The idea that only women are interested in relationships is bogus nonsense – most men are either in relationships or want to be. Add to that the revolutionary social role changes wrought by 30 years of feminism and you have a mine of great potential material for comedy.

It’s good then to see Kiwi writer Tom Scott and director Paul Middleditch  jumping straight into that mine shaft – please forgive my Freudian symbolism – and finding rich seams of comedy. Their lively New Zealand film examines the travails and temptations of married life for blokes in the post-feminist era, especially the vexed question of how to deal with sexual frustration once parenting duties take over.

Australia’s Joel Edgerton makes for a very likable casting choice as Simon, a government ministerial aide married to Pam (Danielle Cormack).

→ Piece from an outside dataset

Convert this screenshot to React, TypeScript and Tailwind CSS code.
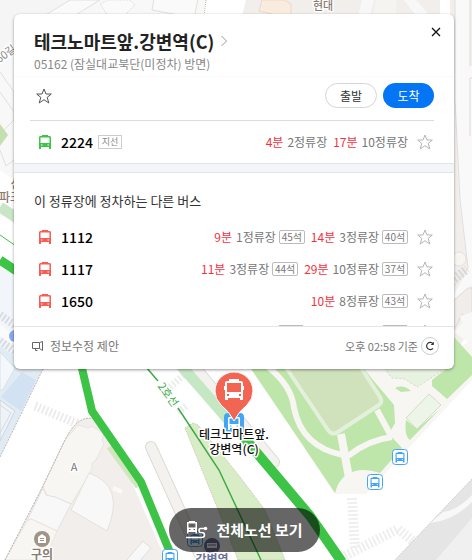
import { useState } from "react";

interface Arrival {
  minutes: string;
  stops: string;
  seats?: string;
}

interface Bus {
  number: string;
  arrivals: Arrival[];
}

const mainBus: Bus = {
  number: "2224",
  arrivals: [
    { minutes: "4분", stops: "2정류장" },
    { minutes: "17분", stops: "10정류장" },
  ],
};

const otherBuses: Bus[] = [
  {
    number: "1112",
    arrivals: [
      { minutes: "9분", stops: "1정류장", seats: "45석" },
      { minutes: "14분", stops: "3정류장", seats: "40석" },
    ],
  },
  {
    number: "1117",
    arrivals: [
      { minutes: "11분", stops: "3정류장", seats: "44석" },
      { minutes: "29분", stops: "10정류장", seats: "37석" },
    ],
  },
  {
    number: "1650",
    arrivals: [{ minutes: "10분", stops: "8정류장", seats: "43석" }],
  },
];

const BUS_PATH =
  "M3 0H9V1H11L12 2V14H10V12H2V14H0V2L1 1H3ZM1.5 2.5V8H10.5V2.5ZM2 9.5V10.5H3.5V9.5ZM8.5 9.5V10.5H10V9.5Z";

function BusIcon({ className }: { className: string }) {
  return (
    <svg viewBox="0 0 12 14" className={className} aria-hidden="true">
      <path d={BUS_PATH} fill="currentColor" fillRule="evenodd" />
    </svg>
  );
}

function StarButton({ label, className }: { label: string; className: string }) {
  const [on, setOn] = useState(false);

  return (
    <button
      type="button"
      aria-label={label}
      aria-pressed={on}
      onClick={() => setOn(!on)}
      className={className}
    >
      <svg viewBox="0 0 16 16" className="block w-full" aria-hidden="true">
        <path
          d="M8 1L10 6H15.3L11.2 9.4L12.8 15L8 11.7L3.2 15L4.8 9.4L.7 6H6Z"
          fill={on ? "currentColor" : "none"}
          stroke="currentColor"
          strokeWidth="1"
        />
      </svg>
    </button>
  );
}

function SeatTag({ children }: { children?: string }) {
  return (
    <span className="ml-[3px] flex h-3.5 w-[26px] items-center justify-center rounded-xs border border-[#bbb] text-[10px] leading-3 text-[#777]">
      {children}
    </span>
  );
}

function Arrivals({ bus }: { bus: Bus }) {
  return (
    <div className="flex items-center">
      <div className="flex gap-1.5 text-xs">
        {bus.arrivals.map((arrival) => (
          <div key={arrival.minutes} className="flex items-center">
            <span className="text-[#f2333f]">{arrival.minutes}</span>
            <span className="ml-1 text-[#777]">{arrival.stops}</span>
            {arrival.seats && <SeatTag>{arrival.seats}</SeatTag>}
          </div>
        ))}
      </div>
      <StarButton
        label={`${bus.number} 즐겨찾기`}
        className="mr-px ml-[9px] w-4 text-[#b5b5b5]"
      />
    </div>
  );
}

function MapStop({ x, y }: { x: number; y: number }) {
  return (
    <g transform={`translate(${x} ${y})`}>
      <rect x="-7.5" y="-7.5" width="15" height="15" rx="3" fill="#fff" stroke="#45a5f5" />
      <path d={BUS_PATH} transform="translate(-4.5 -5) scale(.75)" fill="#45a5f5" fillRule="evenodd" />
    </g>
  );
}

function CityMap() {
  return (
    <svg
      viewBox="0 0 472 560"
      preserveAspectRatio="xMinYMin slice"
      className="absolute inset-0 h-full w-full"
      aria-hidden="true"
    >
      <rect width="472" height="560" fill="#fff" />

      {/* north blocks */}
      <path d="M0 0H78L0 56Z" fill="#f5f5f5" />
      <path d="M0 60L100 0H206V20H14V180L0 170Z" fill="#f8f8f8" />
      <g fill="#fafafa" stroke="#e2dfdb">
        <path d="M44 16L70 0H100L74 16Z" />
        <path d="M100 4L108 0H130L135 5L124 16H108Z" strokeDasharray="2 1" />
        <path d="M154 -1L152 10L194 18L198 -1Z" />
        <path d="M0 72L14 92V120L0 134M0 92L14 112M0 150L6 166L14 160" fill="none" />
      </g>
      <path d="M206 0L202 16H240L247 0Z" fill="#fff" />
      <path d="M246 0L242 16H440V0Z" fill="#f1eeec" />
      <path d="M262 0L259 11L276 15H291V4L285 0Z" fill="#f9ecdf" stroke="#ecd9c6" />
      <path d="M362 0L358 16H370L374 0ZM404 0L416 16H430L416 0Z" fill="#f8f8f8" />
      <path d="M376 0L373 16H396V0Z" fill="#f6f4f1" />
      <path d="M206 0L204 16" stroke="#b9b3aa" strokeDasharray="1 1" />

      {/* east side */}
      <path d="M450 0H472V330L454 352Z" fill="#f1eeec" />
      <path d="M455 0H470V66H472V285L454 305V294L468 270L459 200L455 100Z" fill="#f9f9f9" />
      <path d="M455 0V100L460 200L468 268L454 286M470 0V66M472 78H470V136" fill="none" stroke="#e0dddb" />
      <circle cx="459" cy="259" r="7" fill="#f7f5f0" stroke="#e5e1dc" />
      <path d="M454 279L467 269" stroke="#d9d9d9" strokeWidth="9" strokeDasharray="2 2" />
      <path d="M454 300L468 288H472V318L462 314L454 330Z" fill="#f0edeb" stroke="#dedad7" />
      <path d="M454 332L462 323L460 316L472 312V345Z" fill="#f8f8f7" />

      {/* west side */}
      <path d="M0 124L8 135L0 146Z" fill="#c5e0b0" />
      <path d="M0 207L20 220" stroke="#c9e7c7" strokeWidth="11" />
      <path d="M0 235L16 246" stroke="#3dc446" />
      <path d="M0 266L40 292V372L0 456Z" fill="#f2f6fb" />
      <path d="M0 315L20 329M0 341L20 355" stroke="#d5dde3" strokeWidth="8" strokeDasharray="2 2" />
      <path d="M0 324L18 338V348L0 336Z" fill="#fafafa" />
      <path d="M0 346L14 356L43 368L0 456Z" fill="#e1ebf4" />
      <path d="M0 352L15 368L2 391L0 389Z" fill="#f4f8fc" stroke="#d8e0e9" />
      <path d="M22 372L36 380L21 411L1 397Z" fill="#d3e2f2" />
      <path d="M0 400L15 411L0 441Z" fill="#eef3f8" stroke="#cdd4dc" />
      <path d="M0 405L11 413L0 433" fill="none" stroke="#d3dae1" />
      <path d="M43 369L0 457" stroke="#b5b5b5" strokeDasharray="2 1" />
      <path d="M0 260L18 272" stroke="#3dc446" strokeWidth="9" />
      <circle cx="15" cy="336" r="6" fill="#86a8ee" />

      {/* south-west block */}
      <path d="M35 406L78 424" stroke="#ececec" strokeWidth="9" strokeDasharray="2 2" />
      <path d="M5 560L43 486L65 440Q78 414 94 419L106 424L166 560Z" fill="#f1eeec" />
      <path
        d="M78 425L88 428L92 426L104 434L102 441L104 444L96 460L92 463L92 468L89 475L71 504L55 497L48 497L45 491L43 486L65 440Z"
        fill="#f7f6f3"
        stroke="#e9e5e1"
      />
      <path d="M43 488L46 495L55 497L71 504L57 531L31 519L27 521Z" fill="#f8f8f8" stroke="#e4e1de" />
      <path d="M27 521L31 519L57 531L45 560H5Z" fill="#f7f6f3" stroke="#e9e5e1" />
      <path d="M89 473Q126 486 107 531L71 510Z" fill="#f8f8f8" stroke="#e4e1de" />
      <path d="M114 486L123 490L121 494L112 490Z" fill="#f9f9f9" />
      <path d="M125 562L143 541L151 548L139 562Z" fill="#f8f8f8" stroke="#e0dddb" />
      <path d="M109 447L138 487" stroke="#d2e6bd" strokeWidth="5" />
      <path d="M5 560L43 486L65 440Q78 414 94 419" fill="none" stroke="#b5b1ad" strokeDasharray="2 1" />
      <path d="M151 447L200 555" stroke="#dedbd6" strokeWidth="12" strokeLinecap="round" />
      <path d="M151 447L200 555" stroke="#f4f2ee" strokeWidth="10" strokeLinecap="round" />

      {/* centre */}
      <path
        d="M185 428L193 423L198 425L237 473L265 510L285 560H238L217 507Z"
        fill="#d8ecc5"
        stroke="#c2c8b4"
        strokeDasharray="1 1"
      />
      <path d="M170 387L184 375M178 412L186 406" stroke="#ececec" strokeWidth="7" strokeDasharray="2 2" />
      <path d="M192 364L274 462" stroke="#dedbd6" strokeWidth="12" strokeLinecap="round" />
      <path d="M192 364L274 462" stroke="#f4f2ee" strokeWidth="10" strokeLinecap="round" />
      <path d="M178 362L232 424" stroke="#c6e7c4" strokeWidth="11" />
      <path d="M146 367L158 381M178 408L219 470L261 560" fill="none" stroke="#3cab46" strokeWidth="1.5" />

      {/* park */}
      <path d="M249 366L335 494H366L472 380V340L454 350Z" fill="#f8f6f3" />
      <path
        d="M249 366H362L373 380L394 405L395 423L389 434L402 448L380 473Q360 466 346 475Q338 481 335 493L300 441Z"
        fill="#bee5aa"
      />
      <path d="M454 337L472 357V375L447 399L432 386V380L446 369Z" fill="#bee5aa" />
      <path d="M267 366Q292 386 294 408Q302 447 343 455" fill="none" stroke="#f8f6f3" strokeWidth="6" />
      <path d="M341 434L349 478" stroke="#f8f6f3" strokeWidth="8" />
      <path d="M348 456Q368 440 392 437" fill="none" stroke="#f8f6f3" strokeWidth="6" />
      <path d="M377 410L391 436" stroke="#f8f6f3" strokeWidth="6" />
      <path
        d="M285 366L328 430Q332 436 338 432L379 405Q383 402 380 397L360 366Z"
        fill="#d0e2bb"
        stroke="#e3f0dc"
        strokeWidth="4"
      />
      <path d="M383 367H448L417 387L405 379L392 378Z" fill="#e8f2e1" stroke="#cbdcc0" strokeDasharray="2 2" />
      <path d="M395 388Q403 384 411 391L401 392Z" fill="#bee5aa" />
      <path d="M406 420L417 429L440 409L410 440Q404 436 406 420Z" fill="#bee5aa" />
      <path d="M429 394L441 405L417 429L406 418Z" fill="#ecf5e7" stroke="#d0dfc7" />

      {/* south-east */}
      <path d="M352 498L355 548" stroke="#efefef" strokeWidth="10" strokeDasharray="2 2" />
      <path d="M345 556L398 529L422 548" fill="none" stroke="#efefef" strokeWidth="10" strokeDasharray="2 2" />
      <path d="M472 479L395 560H472Z" fill="#e5e5e5" />
      <path d="M430 523Q453 521 472 502V495Q458 510 443 512Z" fill="#f8f8f8" />
      <path d="M472 518L436 560H472Z" fill="#f0f0f0" />
      <path d="M472 479L395 560" stroke="#cfcfcf" strokeDasharray="2 1" />

      {/* routes */}
      <path d="M81 364L92 411L141 482L174 562" fill="none" stroke="#3dc446" strokeWidth="8" />
      <path d="M236 428L310 516L342 562" fill="none" stroke="#3dc446" strokeWidth="10" />

      <MapStop x={400} y={457} />
      <MapStop x={375} y={482} />
      <MapStop x={195} y={539} />
      <MapStop x={170} y={557} />

      <circle cx="42" cy="539" r="8" fill="#a09488" />
      <path d="M38 537L42 534L46 537V543H38Z" fill="#fff" />
      <path d="M40 538.5H44M40 540.5H44" stroke="#a09488" />
      <circle cx="212" cy="546" r="8" fill="#6f76a5" />
      <path d="M207 543H217V548H207Z" fill="#fff" />
      <path d="M208 545H216" stroke="#6f76a5" />

      <g stroke="#fff" strokeWidth="3" paintOrder="stroke" strokeLinejoin="round" textAnchor="middle">
        <text x="323" y="10" fontSize="11" fontWeight="500" fill="#8b7c70">현대</text>
        <text x="16" y="188" fontSize="12" fontWeight="500" fill="#8b7c70">신</text>
        <text x="10" y="202" fontSize="12" fontWeight="500" fill="#8b7c70">파크</text>
        <text x="74" y="471" fontSize="11" fill="#777">A</text>
        <text x="42" y="559" fontSize="12" fontWeight="700" fill="#8b7c70">구의</text>
        <text x="212" y="564" fontSize="12" fontWeight="700" fill="#6c7398">강변역</text>
        <text x="8" y="57" fontSize="11" fill="#888" transform="rotate(-36 8 57)">60길</text>
        <text x="165" y="397" fontSize="11" fill="#3cab46" transform="rotate(54 165 397)">2호선</text>
      </g>

      {/* selected stop */}
      <rect x="224" y="413" width="20" height="19" rx="4" fill="#45a5f5" />
      <path d={BUS_PATH} transform="translate(228 416)" fill="#fff" fillRule="evenodd" />
      <path
        d="M234 421Q229 411 221 405Q215 399 215 391A19 19 0 0 1 253 391Q253 399 247 405Q239 411 234 421Z"
        fill="#f26552"
        stroke="#fff"
      />
      <path
        d="M229 379H239V381H241Q243 381 243 383V386H244V390H243V400H240V398H228V400H225V390H224V386H225V383Q225 381 227 381H229ZM227 383V392H241V383ZM227 394V396H229V394ZM239 394V396H241V394Z"
        fill="#fff"
        fillRule="evenodd"
      />
      <g
        fontSize="12"
        fontWeight="500"
        fill="#111"
        stroke="#fff"
        strokeWidth="3"
        paintOrder="stroke"
        strokeLinejoin="round"
        textAnchor="middle"
      >
        <text x="234" y="439">테크노마트앞.</text>
        <text x="234" y="454">강변역(C)</text>
      </g>
    </svg>
  );
}

export default function App() {
  return (
    <main className="relative min-h-screen overflow-hidden pt-3.5 pr-[18px] pl-3.5 font-['Noto_Sans_CJK_KR',sans-serif]">
      <CityMap />

      <section className="relative rounded-md bg-white shadow-[0_1px_3px_rgba(0,0,0,0.4)]">
        <header className="relative border-b border-[#fafafa] px-5 pt-[15px]">
          <h1 className="text-lg leading-6 font-bold text-[#222]">
            <a href="#stop" className="flex items-center">
              테크노마트앞.강변역(C)
              <svg viewBox="0 0 8 12" className="ml-1.5 w-2" aria-hidden="true">
                <path d="M1.500 1L6.500 6L1.500 11" fill="none" stroke="#999" />
              </svg>
            </a>
          </h1>
          <p className="pt-px pb-0.5 text-xs leading-5 text-[#888]">
            05162 (잠실대교북단(미정차) 방면)
          </p>
          <button type="button" aria-label="닫기" className="absolute top-3.5 right-3.5 w-2">
            <svg viewBox="0 0 8 8" className="block overflow-visible" aria-hidden="true">
              <path d="M0 0L8 8M8 0L0 8" stroke="#111" strokeWidth="1.300" />
            </svg>
          </button>
        </header>

        <div className="mr-5 ml-4 flex items-center justify-between border-b border-[#ddd] pt-1.5 pb-3 pl-1.5">
          <StarButton label="정류장 즐겨찾기" className="w-4 text-[#555]" />
          <div className="flex gap-1.5 text-xs">
            <button
              type="button"
              className="h-[25px] w-[52px] rounded-full border border-[#d5d5d5] bg-white text-[#333]"
            >
              출발
            </button>
            <button type="button" className="h-[25px] w-[51px] rounded-full bg-[#0475f4] text-white">
              도착
            </button>
          </div>
        </div>

        <div className="flex h-[42px] items-center justify-between pr-5 pl-[25px]">
          <div className="flex items-center">
            <BusIcon className="w-3 text-[#3dc446]" />
            <strong className="ml-2.5 text-sm font-medium text-black">{mainBus.number}</strong>
            <span className="ml-[5px] flex h-3.5 w-6 items-center justify-center border border-[#ccc] text-[9px] leading-3 text-[#888]">
              지선
            </span>
          </div>
          <Arrivals bus={mainBus} />
        </div>

        <div className="h-2.5 border-y border-[#e1e6ee] bg-[#f3f5f9]" />

        <div className="max-h-[153px] overflow-hidden px-5">
          <h2 className="pt-[18px] pb-2.5 text-[13px] leading-5 text-[#333]">
            이 정류장에 정차하는 다른 버스
          </h2>
          <ul>
            {otherBuses.map((bus) => (
              <li key={bus.number} className="flex h-8 items-center justify-between pl-[5px]">
                <div className="flex items-center">
                  <BusIcon className="w-3 text-[#fa5b52]" />
                  <strong className="ml-2.5 text-sm font-medium text-black">{bus.number}</strong>
                </div>
                <Arrivals bus={bus} />
              </li>
            ))}
            {/* next row, mostly below the fold of the list */}
            <li className="flex h-[30px] items-center justify-end">
              <SeatTag />
              <div className="ml-[75px]">
                <SeatTag />
              </div>
              <StarButton label="즐겨찾기" className="mr-px ml-[9px] w-4 text-[#b5b5b5]" />
            </li>
          </ul>
        </div>

        <footer className="flex h-[43px] items-center justify-between border-t border-[#e5e5e5] pr-[15px] pb-1 pl-[18px] text-xs text-[#777]">
          <a href="#edit" className="flex items-center">
            <svg viewBox="0 0 11 11" className="mr-[7px] w-[11px]" aria-hidden="true">
              <path d="M.5 1.500H7.500V7.500H.5ZM7.500 1.500L10.500 .5V9.500L7.500 7.500M3.500 7.500V9.500H5.500" fill="none" stroke="#666" />
            </svg>
            정보수정 제안
          </a>
          <div className="flex items-center text-[11px]">
            오후 02:58 기준
            <button
              type="button"
              aria-label="새로고침"
              className="ml-[3px] flex size-[18px] items-center justify-center rounded-full border border-[#ccc]"
            >
              <svg viewBox="0 0 10 10" className="w-2.5" aria-hidden="true">
                <path d="M8 7.300A3.600 3.600 0 1 1 8 2.700" fill="none" stroke="#333" strokeWidth="1.200" />
                <path d="M8.800 .8V4H5.600Z" fill="#333" />
              </svg>
            </button>
          </div>
        </footer>
      </section>

      <div className="absolute inset-x-0 bottom-2 flex justify-center pl-[17px]">
        <button
          type="button"
          className="flex h-11 items-center rounded-full bg-black/60 px-[17px] text-[15px] font-bold text-white"
        >
          <svg viewBox="0 0 22 18" className="mr-2 w-[22px]" aria-hidden="true">
            <path
              d="M3 0H9V1H11V12.500H9.500V11H2.500V12.500H1V1H3ZM2.500 2.500V6.500H9.500V2.500ZM3 8V9H4.500V8ZM7.500 8V9H9V8Z"
              fill="#fff"
              fillRule="evenodd"
            />
            <path
              d="M0 16.500H15.500Q18.500 16.500 18.500 14T15.500 11.500H14.500Q13 11.500 13 9.500T14.500 7.500H18"
              fill="none"
              stroke="#fff"
              strokeWidth="1.500"
            />
            <circle cx="19.500" cy="7.500" r="1.800" fill="#fff" />
          </svg>
          전체노선 보기
        </button>
      </div>
    </main>
  );
}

The pair of them seem close enough but the raising of two young children and the usual over-familiarity of long-term relationships has taken their sex-life off the boil.

Complicating this is Pam’s friendship with professional cellist Katrien (Rhona Mitra from TV series Boston Legal), with whom Simon had earlier become infatuated while watching her playing cello at a symphony concert. In practical terms this is not too much of a temptation – they always seem to meet only in large group gatherings – until Katrien breaks up with her philandering German husband Klaus (Thomas Kretschmann) and starts to come over all emotionally needy.

Scott, a political journalist and cartoonist, has a special gift for witty dialogue and he’s crafted an energetic narrative loaded with rich comic scenarios, including men’s group meetings and ministerial bungling. The piece de resistance is a long and superbly farcical sequence set during a business trip to Berlin.

All this is handled by Middleditch (who previously made the brilliant, Sydney no-budgeter, A Cold Summer) with comic élan. The casting is mostly spot-on, with some inspired in the supporting roles including Mike Minogue as a fireman at the men’s group meetings. A constant stream of inspired waterside locations in and around Wellington adds further pleasure.

For all these strengths it’s disappointing the film’s flaws weren’t straightened out though. The script has the odd contrived moment that is plain silly (surely no wife would fold her husband’s used condom inside one of his handkerchiefs in his drawer when she could flush it down the loo?). Strangest of all is the way that Katrien, after being introduced to viewers as Simon’s ultimate fantasy woman, is introduced into his circle of friends without comment or fanfare. Surely a vital scene has been left on the cutting room floor?

Finally Mitra’s casting as Katrien is a serious error. Her overly-collagened lips are weirdly fake-looking for a woman whose beauty is meant to be so beguiling, while her acting lacks the complexity and subtlety to make this supposedly fascinating woman spring to life.

Also, I wondered, why does a Kiwi woman with a Dutch name speak with an upper-class English accent when she’s lived in Germany, not Britain? (Note too that Edgerton and Les Hill, who plays Simon’s best mate, don’t bother attempting Kiwi accents either). For all that, the film’s many strengths make it an enjoyable experience. It’s just that with a bit more care this could have been a comedy classic.